What you will do:
Reply with nothing except the number of lines that contain the word "index".

Front-end source files:

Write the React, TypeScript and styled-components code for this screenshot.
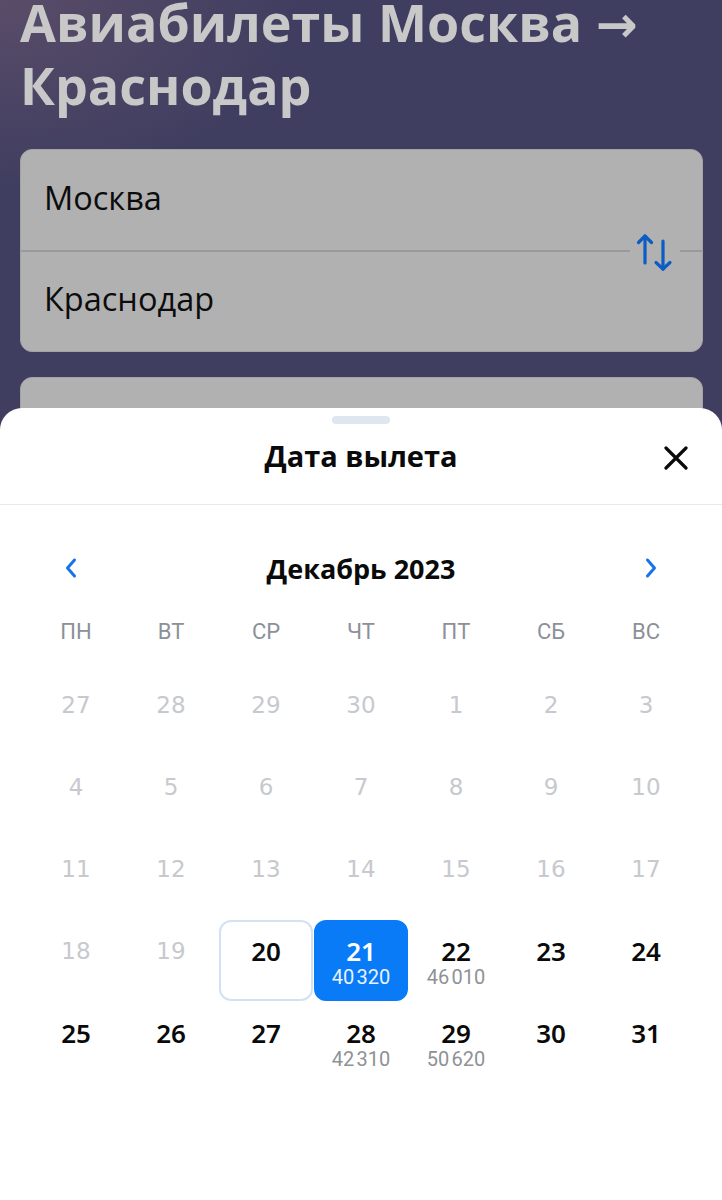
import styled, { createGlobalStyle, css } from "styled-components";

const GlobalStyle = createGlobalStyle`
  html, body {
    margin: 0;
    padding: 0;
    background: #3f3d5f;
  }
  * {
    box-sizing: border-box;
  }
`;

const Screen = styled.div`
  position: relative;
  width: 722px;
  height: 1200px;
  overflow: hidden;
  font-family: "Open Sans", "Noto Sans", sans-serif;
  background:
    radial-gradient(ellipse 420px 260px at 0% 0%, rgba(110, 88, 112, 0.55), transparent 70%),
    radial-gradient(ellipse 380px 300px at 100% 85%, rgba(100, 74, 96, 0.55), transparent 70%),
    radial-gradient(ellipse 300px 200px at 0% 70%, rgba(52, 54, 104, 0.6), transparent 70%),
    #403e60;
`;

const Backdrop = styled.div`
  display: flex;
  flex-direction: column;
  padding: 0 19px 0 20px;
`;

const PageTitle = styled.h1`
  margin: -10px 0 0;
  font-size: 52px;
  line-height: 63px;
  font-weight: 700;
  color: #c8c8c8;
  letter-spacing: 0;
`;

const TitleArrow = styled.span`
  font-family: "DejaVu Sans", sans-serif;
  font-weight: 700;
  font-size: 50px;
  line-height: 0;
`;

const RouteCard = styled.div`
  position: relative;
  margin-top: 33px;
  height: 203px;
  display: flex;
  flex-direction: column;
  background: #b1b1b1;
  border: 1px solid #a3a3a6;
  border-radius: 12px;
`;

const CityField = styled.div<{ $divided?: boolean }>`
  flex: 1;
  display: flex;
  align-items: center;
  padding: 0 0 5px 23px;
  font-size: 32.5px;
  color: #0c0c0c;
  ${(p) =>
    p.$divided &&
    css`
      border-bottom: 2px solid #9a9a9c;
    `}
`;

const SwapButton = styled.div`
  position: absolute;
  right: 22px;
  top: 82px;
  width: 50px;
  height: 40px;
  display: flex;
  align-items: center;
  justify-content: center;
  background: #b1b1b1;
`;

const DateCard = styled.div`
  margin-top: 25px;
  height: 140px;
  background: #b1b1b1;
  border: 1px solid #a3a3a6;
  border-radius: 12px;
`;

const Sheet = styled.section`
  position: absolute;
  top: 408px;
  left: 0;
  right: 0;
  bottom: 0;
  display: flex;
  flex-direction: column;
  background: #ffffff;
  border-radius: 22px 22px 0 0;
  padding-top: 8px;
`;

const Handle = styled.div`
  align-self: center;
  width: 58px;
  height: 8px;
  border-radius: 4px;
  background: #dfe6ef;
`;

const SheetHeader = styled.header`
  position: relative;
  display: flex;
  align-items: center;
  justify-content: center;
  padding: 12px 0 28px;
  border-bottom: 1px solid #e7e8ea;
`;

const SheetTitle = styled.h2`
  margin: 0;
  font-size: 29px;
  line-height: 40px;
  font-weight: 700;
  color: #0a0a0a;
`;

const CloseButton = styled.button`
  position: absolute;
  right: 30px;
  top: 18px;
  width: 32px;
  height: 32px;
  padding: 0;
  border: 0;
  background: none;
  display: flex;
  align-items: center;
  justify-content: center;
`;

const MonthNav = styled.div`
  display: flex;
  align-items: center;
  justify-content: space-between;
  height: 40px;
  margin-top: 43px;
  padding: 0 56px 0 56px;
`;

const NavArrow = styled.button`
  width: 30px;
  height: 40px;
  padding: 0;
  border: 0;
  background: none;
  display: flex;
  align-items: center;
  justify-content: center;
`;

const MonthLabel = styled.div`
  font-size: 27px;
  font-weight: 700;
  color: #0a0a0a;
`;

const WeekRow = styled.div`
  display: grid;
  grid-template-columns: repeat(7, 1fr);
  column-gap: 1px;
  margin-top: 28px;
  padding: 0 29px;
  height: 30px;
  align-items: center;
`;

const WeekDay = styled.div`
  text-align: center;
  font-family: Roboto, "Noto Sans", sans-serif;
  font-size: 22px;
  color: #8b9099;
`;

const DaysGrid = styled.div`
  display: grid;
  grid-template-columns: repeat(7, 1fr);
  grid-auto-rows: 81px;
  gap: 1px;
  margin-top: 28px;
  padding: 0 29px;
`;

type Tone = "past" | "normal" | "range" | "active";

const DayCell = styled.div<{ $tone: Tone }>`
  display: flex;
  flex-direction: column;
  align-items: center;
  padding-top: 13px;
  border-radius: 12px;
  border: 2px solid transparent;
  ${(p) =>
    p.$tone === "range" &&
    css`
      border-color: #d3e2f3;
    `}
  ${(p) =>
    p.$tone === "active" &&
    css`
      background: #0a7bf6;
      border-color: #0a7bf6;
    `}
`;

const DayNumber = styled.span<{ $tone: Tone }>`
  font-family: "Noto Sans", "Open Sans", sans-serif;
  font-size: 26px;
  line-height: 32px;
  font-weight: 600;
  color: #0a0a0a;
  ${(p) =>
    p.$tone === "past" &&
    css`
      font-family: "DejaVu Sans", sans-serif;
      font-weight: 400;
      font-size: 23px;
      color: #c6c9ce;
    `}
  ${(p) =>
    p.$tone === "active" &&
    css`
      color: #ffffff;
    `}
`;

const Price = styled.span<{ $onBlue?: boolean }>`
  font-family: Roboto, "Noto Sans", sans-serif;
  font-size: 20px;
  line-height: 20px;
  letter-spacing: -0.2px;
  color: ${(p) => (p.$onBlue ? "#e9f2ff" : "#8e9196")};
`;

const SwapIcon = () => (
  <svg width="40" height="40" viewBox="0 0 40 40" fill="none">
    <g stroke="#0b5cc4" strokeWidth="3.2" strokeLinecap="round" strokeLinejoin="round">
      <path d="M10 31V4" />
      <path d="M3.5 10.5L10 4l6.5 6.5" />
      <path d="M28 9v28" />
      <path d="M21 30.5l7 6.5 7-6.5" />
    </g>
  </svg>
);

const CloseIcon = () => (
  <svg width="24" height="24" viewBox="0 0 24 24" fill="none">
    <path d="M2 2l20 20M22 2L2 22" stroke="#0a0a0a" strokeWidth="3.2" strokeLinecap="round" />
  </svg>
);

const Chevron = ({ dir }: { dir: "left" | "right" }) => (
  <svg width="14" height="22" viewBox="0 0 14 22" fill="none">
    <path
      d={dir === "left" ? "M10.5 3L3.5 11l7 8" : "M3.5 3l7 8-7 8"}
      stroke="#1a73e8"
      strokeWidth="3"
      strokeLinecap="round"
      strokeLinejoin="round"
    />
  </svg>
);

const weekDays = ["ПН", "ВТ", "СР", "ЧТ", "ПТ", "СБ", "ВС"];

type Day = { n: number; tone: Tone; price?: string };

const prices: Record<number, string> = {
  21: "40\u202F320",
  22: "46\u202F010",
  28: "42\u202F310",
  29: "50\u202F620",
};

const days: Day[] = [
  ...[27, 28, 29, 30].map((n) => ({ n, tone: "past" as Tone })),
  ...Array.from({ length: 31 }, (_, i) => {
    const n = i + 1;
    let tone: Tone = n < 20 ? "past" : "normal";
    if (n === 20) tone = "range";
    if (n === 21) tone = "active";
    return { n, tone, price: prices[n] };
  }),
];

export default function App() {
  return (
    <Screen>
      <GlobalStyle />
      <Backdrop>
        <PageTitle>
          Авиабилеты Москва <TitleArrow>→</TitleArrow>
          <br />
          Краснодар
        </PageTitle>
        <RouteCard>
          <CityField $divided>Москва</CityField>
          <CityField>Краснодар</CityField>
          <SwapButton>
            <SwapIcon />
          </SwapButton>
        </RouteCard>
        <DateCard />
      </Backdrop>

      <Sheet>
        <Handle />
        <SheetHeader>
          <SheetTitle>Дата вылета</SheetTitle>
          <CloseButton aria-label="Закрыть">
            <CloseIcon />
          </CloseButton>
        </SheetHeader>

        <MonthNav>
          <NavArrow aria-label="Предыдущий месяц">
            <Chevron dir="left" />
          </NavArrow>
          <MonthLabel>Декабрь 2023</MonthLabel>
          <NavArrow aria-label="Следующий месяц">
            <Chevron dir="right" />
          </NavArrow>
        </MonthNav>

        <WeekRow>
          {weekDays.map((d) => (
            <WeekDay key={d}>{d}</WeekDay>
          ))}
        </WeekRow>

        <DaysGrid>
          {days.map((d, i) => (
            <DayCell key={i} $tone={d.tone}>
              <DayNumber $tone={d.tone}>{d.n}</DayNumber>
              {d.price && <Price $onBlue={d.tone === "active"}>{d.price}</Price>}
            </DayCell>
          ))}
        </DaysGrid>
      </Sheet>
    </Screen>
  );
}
---
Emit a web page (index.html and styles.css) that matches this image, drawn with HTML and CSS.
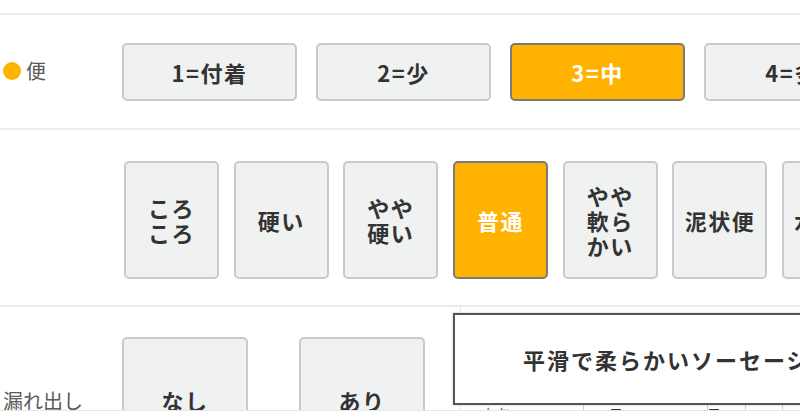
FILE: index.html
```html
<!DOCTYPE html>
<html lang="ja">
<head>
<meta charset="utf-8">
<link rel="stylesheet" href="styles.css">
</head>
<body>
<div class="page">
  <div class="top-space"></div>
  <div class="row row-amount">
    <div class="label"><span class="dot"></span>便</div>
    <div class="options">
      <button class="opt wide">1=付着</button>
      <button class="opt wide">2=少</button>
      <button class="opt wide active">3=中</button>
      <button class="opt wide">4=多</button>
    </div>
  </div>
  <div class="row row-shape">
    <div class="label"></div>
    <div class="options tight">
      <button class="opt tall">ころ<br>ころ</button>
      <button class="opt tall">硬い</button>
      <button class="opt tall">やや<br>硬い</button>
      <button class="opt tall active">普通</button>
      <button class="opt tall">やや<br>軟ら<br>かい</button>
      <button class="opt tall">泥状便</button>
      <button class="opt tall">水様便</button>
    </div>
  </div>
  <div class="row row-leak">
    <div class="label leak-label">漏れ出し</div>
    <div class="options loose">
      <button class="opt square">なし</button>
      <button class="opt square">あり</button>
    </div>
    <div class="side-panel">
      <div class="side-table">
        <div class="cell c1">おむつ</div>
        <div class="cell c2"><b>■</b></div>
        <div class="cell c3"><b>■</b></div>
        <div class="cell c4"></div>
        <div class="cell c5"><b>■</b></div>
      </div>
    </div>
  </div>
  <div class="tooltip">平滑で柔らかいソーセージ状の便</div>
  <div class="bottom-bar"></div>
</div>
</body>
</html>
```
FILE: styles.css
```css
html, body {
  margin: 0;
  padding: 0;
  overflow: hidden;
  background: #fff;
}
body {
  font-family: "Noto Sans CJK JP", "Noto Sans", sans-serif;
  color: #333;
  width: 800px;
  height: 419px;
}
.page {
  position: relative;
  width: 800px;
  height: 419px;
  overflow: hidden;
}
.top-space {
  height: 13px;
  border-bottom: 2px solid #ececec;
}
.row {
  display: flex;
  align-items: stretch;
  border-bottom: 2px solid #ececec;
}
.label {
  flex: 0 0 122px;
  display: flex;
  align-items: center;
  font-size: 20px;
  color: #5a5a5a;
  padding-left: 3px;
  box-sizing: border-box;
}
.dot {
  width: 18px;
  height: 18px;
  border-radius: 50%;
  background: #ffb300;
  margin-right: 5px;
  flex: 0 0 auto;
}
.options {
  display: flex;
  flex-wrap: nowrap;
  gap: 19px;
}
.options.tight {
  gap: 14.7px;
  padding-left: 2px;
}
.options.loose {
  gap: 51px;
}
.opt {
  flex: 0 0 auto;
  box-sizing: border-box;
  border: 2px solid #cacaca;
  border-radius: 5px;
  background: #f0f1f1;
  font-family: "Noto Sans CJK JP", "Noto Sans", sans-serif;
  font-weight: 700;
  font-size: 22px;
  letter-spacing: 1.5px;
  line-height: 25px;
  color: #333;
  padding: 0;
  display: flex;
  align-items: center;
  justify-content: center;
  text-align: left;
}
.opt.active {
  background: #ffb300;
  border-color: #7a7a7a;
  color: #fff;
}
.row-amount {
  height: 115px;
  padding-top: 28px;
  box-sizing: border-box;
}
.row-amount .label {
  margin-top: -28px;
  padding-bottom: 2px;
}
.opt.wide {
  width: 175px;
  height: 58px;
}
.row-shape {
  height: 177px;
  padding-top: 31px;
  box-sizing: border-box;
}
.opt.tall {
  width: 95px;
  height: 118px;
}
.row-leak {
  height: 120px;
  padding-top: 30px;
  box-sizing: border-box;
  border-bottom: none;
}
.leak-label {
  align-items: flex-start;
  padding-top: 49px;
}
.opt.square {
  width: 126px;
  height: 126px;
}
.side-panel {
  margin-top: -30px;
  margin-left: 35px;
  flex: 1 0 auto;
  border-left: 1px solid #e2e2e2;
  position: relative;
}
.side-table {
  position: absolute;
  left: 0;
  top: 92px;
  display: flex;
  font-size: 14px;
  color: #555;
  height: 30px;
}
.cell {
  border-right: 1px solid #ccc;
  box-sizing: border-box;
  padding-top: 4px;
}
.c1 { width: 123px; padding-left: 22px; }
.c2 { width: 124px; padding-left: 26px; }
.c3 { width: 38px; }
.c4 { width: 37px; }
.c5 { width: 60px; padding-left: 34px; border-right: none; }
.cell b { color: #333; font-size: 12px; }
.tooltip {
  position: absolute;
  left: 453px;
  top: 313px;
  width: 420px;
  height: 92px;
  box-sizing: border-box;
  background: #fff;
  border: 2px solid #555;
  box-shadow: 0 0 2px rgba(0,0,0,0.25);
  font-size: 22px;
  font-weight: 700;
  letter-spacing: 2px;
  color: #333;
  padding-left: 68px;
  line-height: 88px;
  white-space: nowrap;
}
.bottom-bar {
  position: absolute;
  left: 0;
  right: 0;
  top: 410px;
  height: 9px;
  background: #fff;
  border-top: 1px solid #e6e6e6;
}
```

Task response:
2